South West Lancashire was a county constituency of the House of Commons of the Parliament of the United Kingdom. It was represented by two Members of Parliament. The constituency was created by the Reform Act 1867 by the splitting of the South Lancashire constituency into new South-East and South-West divisions.

The constituency was abolished by the Redistribution of Seats Act 1885, being divided into eight single member divisions of Bootle, Ince, Leigh, Newton, Ormskirk, St Helens, Southport and Widnes.

==Boundaries==

This constituency comprised the Lancashire hundred of West Derby except for the boroughs of Liverpool, Warrington and Wigan.

==Members of Parliament==

- Constituency created (1868)

| Election | 1st Member |  | 1st Party | 2nd Member |  | 2nd Party |
| 1868 |  | R. A. Cross | Conservative |  | Charles Turner | Conservative |
| 1875 |  | John Ireland Blackburne | Conservative |
| 1885 | Redistribution of Seats Act constituency abolished |  |  |  |  |  |

== Elections ==

===Elections in the 1860s===

General election 1868: South West Lancashire
| Party |  | Candidate | Votes | % | ±% |
|---|---|---|---|---|---|
|  | Conservative | R. A. Cross | 7,729 | 26.0 |  |
|  | Conservative | Charles Turner | 7,676 | 25.8 |  |
|  | Liberal | William Ewart Gladstone | 7,415 | 24.9 |  |
|  | Liberal | Henry Grenfell | 6,939 | 23.3 |  |
| Majority |  |  | 261 | 0.9 |  |
| Turnout |  |  | 14,880 (est) | 70.0 (est) |  |
| Registered electors |  |  | 21,261 |  |  |
|  | Conservative win (new seat) |  |  |  |  |
|  | Conservative win (new seat) |  |  |  |  |

===Elections in the 1870s===

General election 1874: South West Lancashire
| Party |  | Candidate | Votes | % | ±% |
|---|---|---|---|---|---|
|  | Conservative | R. A. Cross | Unopposed |  |  |
|  | Conservative | Charles Turner | Unopposed |  |  |
| Registered electors |  |  | 22,729 |  |  |
|  | Conservative hold |  |  |  |  |
|  | Conservative hold |  |  |  |  |

R. A. Cross sought re-election after being appointed as Home Secretary.

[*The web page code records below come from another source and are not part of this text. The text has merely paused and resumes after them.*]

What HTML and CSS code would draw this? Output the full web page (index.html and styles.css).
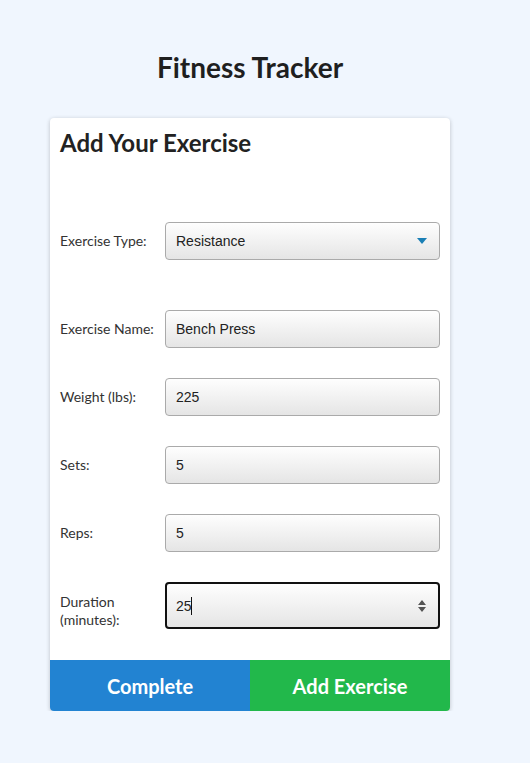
FILE: index.html
```html
<!DOCTYPE html>
<html lang="en">
<head>
<meta charset="utf-8">
<title>Fitness Tracker</title>
<link rel="stylesheet" href="styles.css">
</head>
<body>
<div class="page">
  <h1 class="title">Fitness Tracker</h1>
  <form class="card">
    <div class="card-body">
      <h2 class="card-title">Add Your Exercise</h2>
      <div class="row row-type">
        <label class="label" for="type">Exercise Type:</label>
        <div class="field">
          <select id="type" class="input select">
            <option>Resistance</option>
            <option>Cardio</option>
          </select>
          <svg class="field-icon" width="10" height="6" viewBox="0 0 10 6"><path d="M0 0H10L5 6Z" fill="#1a7fb5"/></svg>
        </div>
      </div>
      <div class="row row-first">
        <label class="label" for="name">Exercise Name:</label>
        <div class="field"><input id="name" class="input" type="text" value="Bench Press"></div>
      </div>
      <div class="row">
        <label class="label" for="weight">Weight (lbs):</label>
        <div class="field"><input id="weight" class="input" type="text" value="225"></div>
      </div>
      <div class="row">
        <label class="label" for="sets">Sets:</label>
        <div class="field"><input id="sets" class="input" type="text" value="5"></div>
      </div>
      <div class="row">
        <label class="label" for="reps">Reps:</label>
        <div class="field"><input id="reps" class="input" type="text" value="5"></div>
      </div>
      <div class="row">
        <label class="label label-low" for="duration">Duration<br>(minutes):</label>
        <div class="field">
          <input id="duration" class="input input-focus" type="text" value="25">
          <span class="caret"></span>
          <svg class="field-icon spin" width="8" height="12" viewBox="0 0 8 12"><path d="M0 5H8L4 0Z M0 7H8L4 12Z" fill="#555"/></svg>
        </div>
      </div>
    </div>
    <div class="actions">
      <button type="button" class="btn btn-complete">Complete</button>
      <button type="button" class="btn btn-add">Add Exercise</button>
    </div>
  </form>
</div>
</body>
</html>
```

FILE: styles.css
```css
html, body {
  margin: 0;
  padding: 0;
}
body {
  background: #f0f6fe;
  font-family: Lato, "Liberation Sans", sans-serif;
  color: #222;
}
.page {
  width: 400px;
  margin-left: 50px;
  padding-top: 48px;
}
.title {
  margin: 0 0 32px;
  text-align: center;
  font-size: 28px;
  font-weight: 700;
  line-height: 38px;
  color: #1f1f1f;
}
.card {
  background: #fff;
  border-radius: 4px;
  box-shadow: 0 1px 4px rgba(0, 0, 0, 0.22);
  overflow: hidden;
}
.card-body {
  padding: 10px 10px 31px 10px;
}
.card-title {
  margin: 0;
  font-size: 24px;
  font-weight: 700;
  line-height: 29px;
  color: #222;
}
.row {
  display: flex;
  align-items: center;
  margin-top: 30px;
}
.row-type {
  margin-top: 65px;
}
.row-first {
  margin-top: 50px;
}
.label {
  width: 105px;
  flex: none;
  font-size: 14px;
  line-height: 18px;
  color: #333;
}
.label-low {
  padding-top: 10px;
}
.field {
  position: relative;
  flex: 1;
  display: flex;
}
.input {
  -webkit-appearance: none;
  appearance: none;
  box-sizing: border-box;
  width: 100%;
  height: 38px;
  margin: 0;
  padding: 0 10px;
  border: 1px solid #aaa;
  border-radius: 4px;
  background: linear-gradient(#fefefe, #e5e5e5);
  font-family: "Liberation Sans", Arial, sans-serif;
  font-size: 14px;
  color: #222;
  outline: none;
}
.select {
  padding-right: 30px;
}
.input-focus {
  height: 47px;
  border: 2px solid #111;
  padding-left: 9px;
}
.caret {
  position: absolute;
  left: 26px;
  top: 15px;
  width: 1px;
  height: 18px;
  background: #111;
}
.field-icon {
  position: absolute;
  right: 13px;
  top: 16px;
  pointer-events: none;
}
.spin {
  right: 14px;
  top: 18px;
}
.actions {
  display: flex;
}
.btn {
  flex: 1;
  height: 51px;
  border: 0;
  margin: 0;
  padding: 0;
  font-family: Lato, "Liberation Sans", sans-serif;
  font-size: 20px;
  font-weight: 700;
  color: #fff;
}
.btn-complete {
  background: #2283d2;
}
.btn-add {
  background: #22b84b;
}
```
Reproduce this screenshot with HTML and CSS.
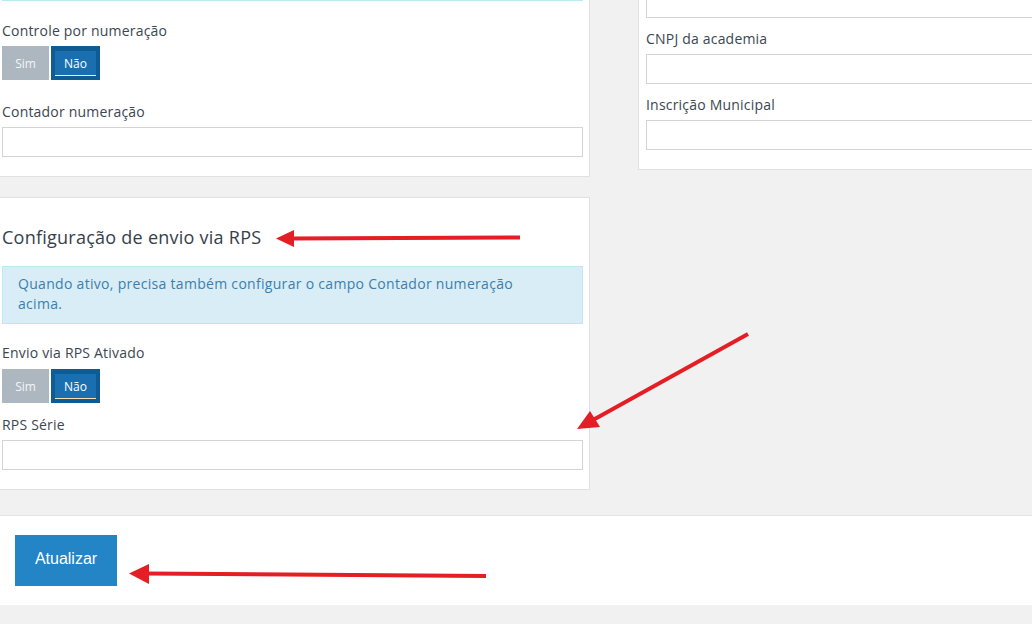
FILE: index.html
```html
<!DOCTYPE html>
<html lang="pt-BR">
<head>
<meta charset="utf-8">
<title>Configuração</title>
<link rel="stylesheet" href="styles.css">
</head>
<body>
<div class="page">
  <div class="top-row">
    <div class="panel panel-left">
      <div class="alert-tail"></div>
      <div class="group g1">
        <label class="lbl">Controle por numeração</label>
        <div class="toggle">
          <span class="opt off">Sim</span>
          <span class="opt on"><span class="inner">Não</span></span>
        </div>
      </div>
      <div class="group g2">
        <label class="lbl">Contador numeração</label>
        <div class="input"></div>
      </div>
    </div>
    <div class="panel panel-right">
      <div class="input first"></div>
      <div class="group r">
        <label class="lbl">CNPJ da academia</label>
        <div class="input"></div>
      </div>
      <div class="group r">
        <label class="lbl">Inscrição Municipal</label>
        <div class="input"></div>
      </div>
    </div>
  </div>

  <div class="panel panel-rps">
    <h3 class="title">Configuração de envio via RPS</h3>
    <div class="alert">Quando ativo, precisa também configurar o campo Contador numeração<br>acima.</div>
    <div class="group g3">
      <label class="lbl">Envio via RPS Ativado</label>
      <div class="toggle">
        <span class="opt off">Sim</span>
        <span class="opt on"><span class="inner alt">Não</span></span>
      </div>
    </div>
    <div class="group g4">
      <label class="lbl">RPS Série</label>
      <div class="input"></div>
    </div>
  </div>

  <div class="footer">
    <button class="btn">Atualizar</button>
  </div>
</div>

<svg class="arrows" width="1032" height="624" viewBox="0 0 1032 624">
  <g fill="#e31e24" stroke="#e31e24">
    <line x1="520" y1="237.5" x2="290" y2="238.5" stroke-width="4"/>
    <polygon points="276,238.5 294,230 294,247" stroke="none"/>
    <line x1="748" y1="334" x2="593" y2="420" stroke-width="4"/>
    <polygon points="577,429 590,411 600,427" stroke="none"/>
    <line x1="486" y1="576" x2="145" y2="573.5" stroke-width="4"/>
    <polygon points="129,573.5 149,564 149,584" stroke="none"/>
  </g>
</svg>
</body>
</html>
```

FILE: styles.css
```css
* { box-sizing: border-box; }
html, body { margin: 0; padding: 0; }
body {
  background: #f1f1f1;
  font-family: "Open Sans", "Noto Sans", sans-serif;
  font-size: 14px;
  letter-spacing: 0.2px;
  color: #3b4651;
  width: 1032px;
  height: 624px;
  overflow: hidden;
  position: relative;
}
.page { display: flex; flex-direction: column; }
.top-row { display: flex; align-items: flex-start; margin-top: -14px; }
.panel { background: #fff; border: 1px solid #e4e0e0; }
.panel-left {
  width: 590px;
  border-left: none;
  border-top: none;
  padding: 0 6px 19px 2px;
}
.alert-tail {
  height: 15px;
  background: #d9edf7;
  border-bottom: 1px solid #bce8f1;
  border-left: 1px solid #bce8f1;
  border-right: 1px solid #bce8f1;
}
.panel-right {
  margin-left: 48px;
  flex: 1;
  border-top: none;
  border-right: none;
  padding: 0 0 19px 7px;
}
.lbl { display: block; line-height: 20px; margin-bottom: 5px; }
.group.g1 { margin-top: 20px; }
.group.g2 { margin-top: 22px; }
.group.r { margin-top: 11px; }
.input {
  height: 30px;
  border: 1px solid #d4d4d4;
  background: #fff;
}
.input.first { height: 32px; border-right: none; }
.panel-right .input { border-right: none; }
.toggle { display: flex; gap: 2px; height: 34px; }
.opt {
  display: flex;
  align-items: center;
  justify-content: center;
  color: #fff;
  font-size: 12px;
  letter-spacing: 0;
}
.opt.off { width: 47px; background: #adb7bf; color: #f3f5f7; }
.opt.on { width: 49px; background: #0f5c93; padding: 5px 4px 4px; }
.opt.on .inner {
  flex: 1;
  height: 100%;
  background: #1a6fb1;
  display: flex;
  align-items: center;
  justify-content: center;
  border-bottom: 1px solid #e8eef4;
}
.opt.on .inner.alt { border-bottom-color: #f3e2b0; }

.panel-rps {
  width: 590px;
  margin-top: 20px;
  border-left: none;
  padding: 0 6px 19px 2px;
}
.title {
  margin: 26px 0 16px;
  font-size: 18px;
  letter-spacing: 0.25px;
  font-weight: 400;
  line-height: 26px;
  color: #35404a;
}
.alert {
  background: #d9edf7;
  border: 1px solid #bce8f1;
  color: #3a7fad;
  padding: 7px 15px 9px;
  line-height: 20px;
  letter-spacing: 0.3px;
}
.group.g3 { margin-top: 19px; }
.group.g3 .lbl { margin-bottom: 6px; }
.group.g4 { margin-top: 12px; }

.footer {
  margin-top: 25px;
  height: 90px;
  background: #fff;
  border-top: 1px solid #e4e4e4;
  padding: 19px 15px 0;
}
.btn {
  width: 102px;
  height: 51px;
  background: #2384c6;
  border: none;
  color: #fff;
  font-family: "Liberation Sans", Arial, sans-serif;
  font-size: 16px;
  letter-spacing: 0;
  padding: 0 0 4px;
}
.arrows { position: absolute; left: 0; top: 0; pointer-events: none; }
```
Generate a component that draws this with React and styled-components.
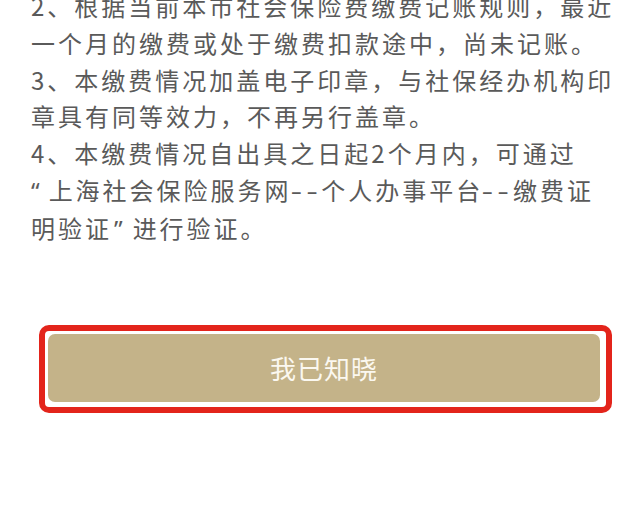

By-election, 19 Mar 1874: South West Lancashire
| Party |  | Candidate | Votes | % | ±% |
|---|---|---|---|---|---|
|  | Conservative | R. A. Cross | Unopposed |  |  |
|  | Conservative hold |  |  |  |  |

Charles Turner's death caused a by-election.

By-election, 6 Nov 1875: South West Lancashire
| Party |  | Candidate | Votes | % | ±% |
|---|---|---|---|---|---|
|  | Conservative | John Blackburne | Unopposed |  |  |
|  | Conservative hold |  |  |  |  |

===Elections in the 1880s===

General election 1880: South West Lancashire
| Party |  | Candidate | Votes | % | ±% |
|---|---|---|---|---|---|
|  | Conservative | R. A. Cross | 11,420 | 27.7 | N/A |
|  | Conservative | John Blackburne | 10,905 | 26.5 | N/A |
|  | Liberal | William Rathbone | 9,666 | 23.5 | New |
|  | Liberal | Henry Molyneux | 9,207 | 22.3 | New |
| Majority |  |  | 1,239 | 3.0 | N/A |
| Turnout |  |  | 20,599 (est) | 79.1 (est) | N/A |
| Registered electors |  |  | 26,054 |  |  |
|  | Conservative hold |  | Swing | N/A |  |
|  | Conservative hold |  | Swing | N/A |  |

Cross was appointed Home Secretary, requiring a by-election.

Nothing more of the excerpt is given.